■ **Given instruction**: In the listing below, find every line with the string "components" and pull it out.

■ **Supplied material**:
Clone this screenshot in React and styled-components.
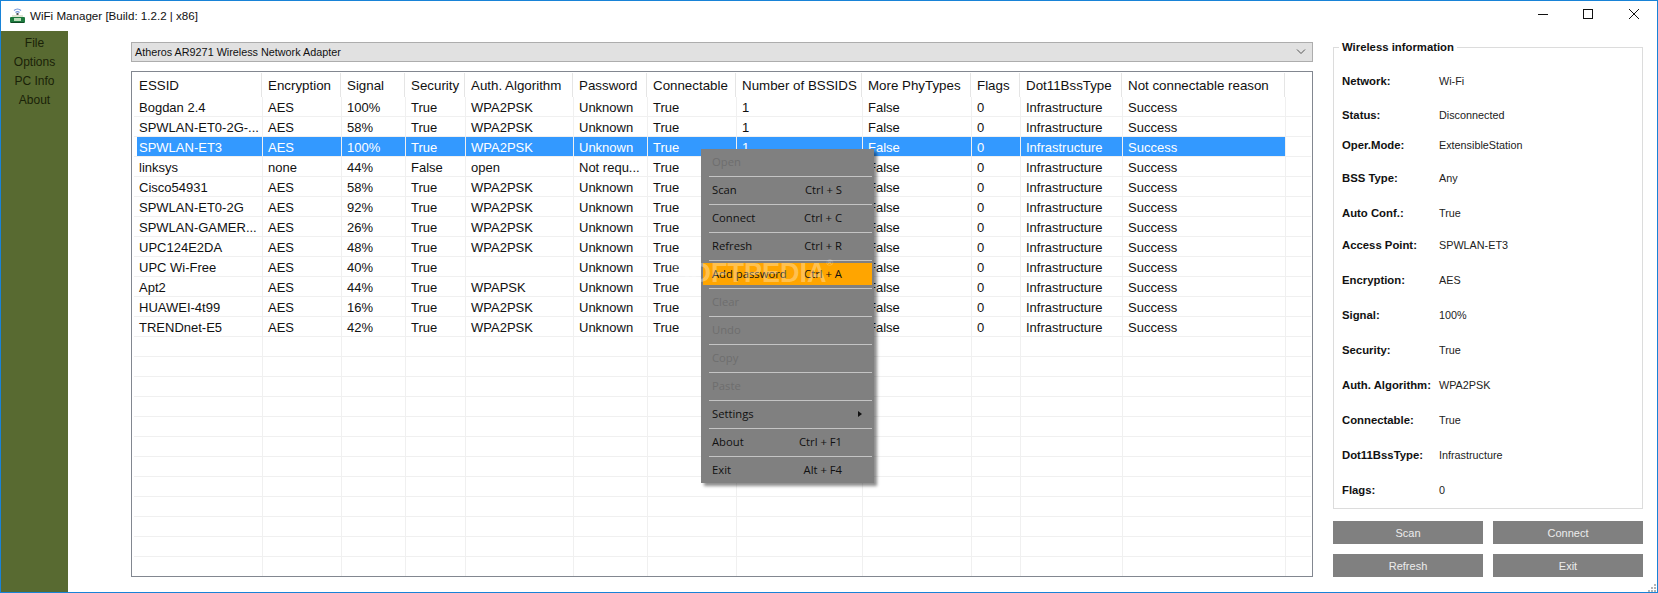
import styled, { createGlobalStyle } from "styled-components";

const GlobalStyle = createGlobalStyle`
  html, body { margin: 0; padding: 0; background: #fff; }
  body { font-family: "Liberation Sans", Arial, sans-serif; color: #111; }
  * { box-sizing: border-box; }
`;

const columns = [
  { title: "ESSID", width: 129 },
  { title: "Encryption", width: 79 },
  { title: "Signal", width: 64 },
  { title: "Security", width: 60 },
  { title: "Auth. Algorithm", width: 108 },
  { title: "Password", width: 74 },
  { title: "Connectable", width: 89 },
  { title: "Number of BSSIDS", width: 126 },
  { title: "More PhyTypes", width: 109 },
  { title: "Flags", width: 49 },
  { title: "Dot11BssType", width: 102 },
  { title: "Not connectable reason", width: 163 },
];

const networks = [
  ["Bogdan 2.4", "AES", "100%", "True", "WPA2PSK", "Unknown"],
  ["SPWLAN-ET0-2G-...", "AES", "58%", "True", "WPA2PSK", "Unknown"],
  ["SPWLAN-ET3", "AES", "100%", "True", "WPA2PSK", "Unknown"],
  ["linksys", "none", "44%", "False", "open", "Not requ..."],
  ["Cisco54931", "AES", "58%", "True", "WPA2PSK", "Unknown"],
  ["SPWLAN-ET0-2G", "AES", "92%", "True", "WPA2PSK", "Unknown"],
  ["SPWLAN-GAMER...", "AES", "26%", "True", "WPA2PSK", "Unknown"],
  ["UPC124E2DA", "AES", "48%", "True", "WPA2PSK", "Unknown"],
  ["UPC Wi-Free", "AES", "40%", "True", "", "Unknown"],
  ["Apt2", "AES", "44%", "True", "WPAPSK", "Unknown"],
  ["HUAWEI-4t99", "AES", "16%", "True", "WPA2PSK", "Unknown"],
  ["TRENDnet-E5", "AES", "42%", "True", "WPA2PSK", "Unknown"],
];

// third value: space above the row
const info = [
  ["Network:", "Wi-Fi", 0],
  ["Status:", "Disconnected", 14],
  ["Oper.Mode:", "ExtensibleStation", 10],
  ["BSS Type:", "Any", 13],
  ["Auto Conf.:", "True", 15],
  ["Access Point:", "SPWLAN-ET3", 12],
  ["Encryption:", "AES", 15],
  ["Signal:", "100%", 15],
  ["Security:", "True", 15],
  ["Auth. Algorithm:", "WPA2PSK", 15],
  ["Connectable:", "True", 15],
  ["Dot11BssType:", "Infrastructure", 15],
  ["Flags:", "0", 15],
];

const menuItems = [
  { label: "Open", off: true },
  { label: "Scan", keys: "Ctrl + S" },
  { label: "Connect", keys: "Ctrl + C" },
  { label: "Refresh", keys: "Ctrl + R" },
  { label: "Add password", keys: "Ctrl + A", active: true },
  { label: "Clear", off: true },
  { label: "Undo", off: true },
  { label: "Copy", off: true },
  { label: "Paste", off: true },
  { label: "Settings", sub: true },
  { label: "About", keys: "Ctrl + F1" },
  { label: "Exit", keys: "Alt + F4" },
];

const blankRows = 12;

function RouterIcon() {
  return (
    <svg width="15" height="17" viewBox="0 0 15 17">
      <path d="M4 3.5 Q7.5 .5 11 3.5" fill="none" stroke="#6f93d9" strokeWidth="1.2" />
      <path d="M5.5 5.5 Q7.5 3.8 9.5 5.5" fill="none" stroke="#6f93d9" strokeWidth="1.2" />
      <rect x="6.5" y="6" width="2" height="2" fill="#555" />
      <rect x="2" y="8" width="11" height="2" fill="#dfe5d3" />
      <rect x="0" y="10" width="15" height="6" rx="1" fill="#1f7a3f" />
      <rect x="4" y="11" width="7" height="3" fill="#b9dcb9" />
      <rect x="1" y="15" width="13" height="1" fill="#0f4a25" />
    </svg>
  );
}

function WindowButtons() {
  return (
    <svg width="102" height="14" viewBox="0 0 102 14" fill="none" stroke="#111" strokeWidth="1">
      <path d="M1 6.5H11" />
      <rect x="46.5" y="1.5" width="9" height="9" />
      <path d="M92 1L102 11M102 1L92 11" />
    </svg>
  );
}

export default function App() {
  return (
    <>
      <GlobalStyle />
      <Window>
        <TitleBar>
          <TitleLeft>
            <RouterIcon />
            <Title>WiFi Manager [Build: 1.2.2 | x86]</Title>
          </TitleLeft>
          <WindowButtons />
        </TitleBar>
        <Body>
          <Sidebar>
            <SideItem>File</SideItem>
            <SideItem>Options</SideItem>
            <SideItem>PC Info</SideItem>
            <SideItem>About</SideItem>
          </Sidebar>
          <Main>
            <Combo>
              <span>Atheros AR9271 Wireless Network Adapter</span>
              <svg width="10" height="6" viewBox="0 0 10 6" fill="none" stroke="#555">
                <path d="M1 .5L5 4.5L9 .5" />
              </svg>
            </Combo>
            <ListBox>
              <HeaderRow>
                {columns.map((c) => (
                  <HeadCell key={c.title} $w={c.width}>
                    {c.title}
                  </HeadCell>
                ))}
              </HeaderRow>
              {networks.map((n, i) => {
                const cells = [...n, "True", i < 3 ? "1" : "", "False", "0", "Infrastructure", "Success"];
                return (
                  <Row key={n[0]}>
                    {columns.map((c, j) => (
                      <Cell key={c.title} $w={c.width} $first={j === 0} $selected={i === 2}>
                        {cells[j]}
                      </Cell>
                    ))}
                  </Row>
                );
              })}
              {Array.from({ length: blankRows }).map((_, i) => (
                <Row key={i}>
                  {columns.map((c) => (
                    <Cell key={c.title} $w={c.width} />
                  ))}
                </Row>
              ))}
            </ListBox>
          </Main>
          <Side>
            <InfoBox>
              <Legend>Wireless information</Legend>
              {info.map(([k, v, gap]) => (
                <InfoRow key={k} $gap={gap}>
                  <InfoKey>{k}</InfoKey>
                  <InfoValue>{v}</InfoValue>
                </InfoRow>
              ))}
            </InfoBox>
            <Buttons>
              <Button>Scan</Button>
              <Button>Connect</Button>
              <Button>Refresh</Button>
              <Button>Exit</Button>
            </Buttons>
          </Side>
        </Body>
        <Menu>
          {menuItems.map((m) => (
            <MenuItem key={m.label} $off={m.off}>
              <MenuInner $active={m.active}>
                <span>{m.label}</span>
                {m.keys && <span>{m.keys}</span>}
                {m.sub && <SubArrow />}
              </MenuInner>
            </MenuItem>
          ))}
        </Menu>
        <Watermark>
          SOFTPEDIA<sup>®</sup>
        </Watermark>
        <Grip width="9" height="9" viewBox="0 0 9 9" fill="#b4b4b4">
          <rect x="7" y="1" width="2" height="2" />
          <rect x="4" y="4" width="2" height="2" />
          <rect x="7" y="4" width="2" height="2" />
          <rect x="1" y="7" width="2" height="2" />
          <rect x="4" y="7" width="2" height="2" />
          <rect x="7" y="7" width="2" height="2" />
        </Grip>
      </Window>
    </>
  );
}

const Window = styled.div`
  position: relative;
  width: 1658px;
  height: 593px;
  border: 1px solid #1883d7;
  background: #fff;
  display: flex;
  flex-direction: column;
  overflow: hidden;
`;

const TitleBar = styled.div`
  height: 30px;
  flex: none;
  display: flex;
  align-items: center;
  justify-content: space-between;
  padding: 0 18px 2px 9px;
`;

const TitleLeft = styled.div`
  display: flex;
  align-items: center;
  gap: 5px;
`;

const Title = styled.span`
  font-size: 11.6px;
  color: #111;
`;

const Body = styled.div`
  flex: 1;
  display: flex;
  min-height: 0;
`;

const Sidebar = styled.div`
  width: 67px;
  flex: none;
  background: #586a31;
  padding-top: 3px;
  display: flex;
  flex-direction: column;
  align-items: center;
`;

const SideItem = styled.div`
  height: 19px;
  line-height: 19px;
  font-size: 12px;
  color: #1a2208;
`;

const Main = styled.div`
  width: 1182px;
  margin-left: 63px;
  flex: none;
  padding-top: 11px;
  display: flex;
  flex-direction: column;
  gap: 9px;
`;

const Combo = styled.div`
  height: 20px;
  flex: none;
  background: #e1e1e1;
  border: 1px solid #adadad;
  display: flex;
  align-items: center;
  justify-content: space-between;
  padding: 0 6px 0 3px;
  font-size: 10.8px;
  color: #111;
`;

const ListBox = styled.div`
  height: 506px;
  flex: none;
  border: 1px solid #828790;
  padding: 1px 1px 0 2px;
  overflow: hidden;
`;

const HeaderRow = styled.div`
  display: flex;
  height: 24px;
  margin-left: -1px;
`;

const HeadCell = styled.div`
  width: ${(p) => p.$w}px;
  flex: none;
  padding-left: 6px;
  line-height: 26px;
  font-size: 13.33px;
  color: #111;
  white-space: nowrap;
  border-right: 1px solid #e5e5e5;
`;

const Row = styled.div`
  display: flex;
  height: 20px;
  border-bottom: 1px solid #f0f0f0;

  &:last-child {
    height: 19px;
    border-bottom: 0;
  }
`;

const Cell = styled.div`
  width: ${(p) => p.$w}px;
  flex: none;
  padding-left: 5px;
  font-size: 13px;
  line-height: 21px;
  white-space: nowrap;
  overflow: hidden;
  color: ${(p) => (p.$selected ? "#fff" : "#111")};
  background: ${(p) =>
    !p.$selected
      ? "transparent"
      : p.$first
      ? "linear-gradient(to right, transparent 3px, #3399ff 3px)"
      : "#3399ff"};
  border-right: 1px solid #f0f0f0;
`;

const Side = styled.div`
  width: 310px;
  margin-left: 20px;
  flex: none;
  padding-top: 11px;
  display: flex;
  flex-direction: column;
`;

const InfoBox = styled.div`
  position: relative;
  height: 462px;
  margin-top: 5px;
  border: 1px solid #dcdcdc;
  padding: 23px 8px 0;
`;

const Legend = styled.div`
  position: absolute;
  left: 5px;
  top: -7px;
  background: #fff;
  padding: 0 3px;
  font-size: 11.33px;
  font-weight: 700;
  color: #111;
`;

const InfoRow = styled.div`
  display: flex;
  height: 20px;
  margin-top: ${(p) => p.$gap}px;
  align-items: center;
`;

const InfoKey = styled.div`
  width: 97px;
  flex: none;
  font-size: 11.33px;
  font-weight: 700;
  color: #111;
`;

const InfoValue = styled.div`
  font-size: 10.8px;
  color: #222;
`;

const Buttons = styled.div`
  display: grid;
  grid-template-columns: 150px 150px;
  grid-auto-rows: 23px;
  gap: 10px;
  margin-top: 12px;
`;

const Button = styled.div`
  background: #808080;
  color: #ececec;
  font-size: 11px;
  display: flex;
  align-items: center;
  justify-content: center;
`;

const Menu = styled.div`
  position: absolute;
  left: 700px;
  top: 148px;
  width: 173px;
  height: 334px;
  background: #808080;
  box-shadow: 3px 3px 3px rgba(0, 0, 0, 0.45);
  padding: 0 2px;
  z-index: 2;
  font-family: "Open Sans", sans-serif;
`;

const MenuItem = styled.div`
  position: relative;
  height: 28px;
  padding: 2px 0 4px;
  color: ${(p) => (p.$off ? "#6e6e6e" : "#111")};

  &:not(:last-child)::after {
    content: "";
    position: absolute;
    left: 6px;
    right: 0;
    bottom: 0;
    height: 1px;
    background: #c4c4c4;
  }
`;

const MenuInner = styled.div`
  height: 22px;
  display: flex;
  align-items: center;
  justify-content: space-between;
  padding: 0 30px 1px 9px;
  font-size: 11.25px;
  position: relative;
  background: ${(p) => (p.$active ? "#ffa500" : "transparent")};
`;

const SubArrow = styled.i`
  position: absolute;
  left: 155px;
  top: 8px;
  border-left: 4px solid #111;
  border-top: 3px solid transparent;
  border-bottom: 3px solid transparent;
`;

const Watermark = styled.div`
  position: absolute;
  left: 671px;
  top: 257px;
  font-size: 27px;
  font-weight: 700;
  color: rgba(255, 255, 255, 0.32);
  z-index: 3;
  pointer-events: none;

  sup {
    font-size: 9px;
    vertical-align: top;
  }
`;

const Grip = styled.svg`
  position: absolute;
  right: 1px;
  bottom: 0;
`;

■ **Task output**:
Clone this screenshot in React and styled-components.
import styled, { createGlobalStyle } from "styled-components";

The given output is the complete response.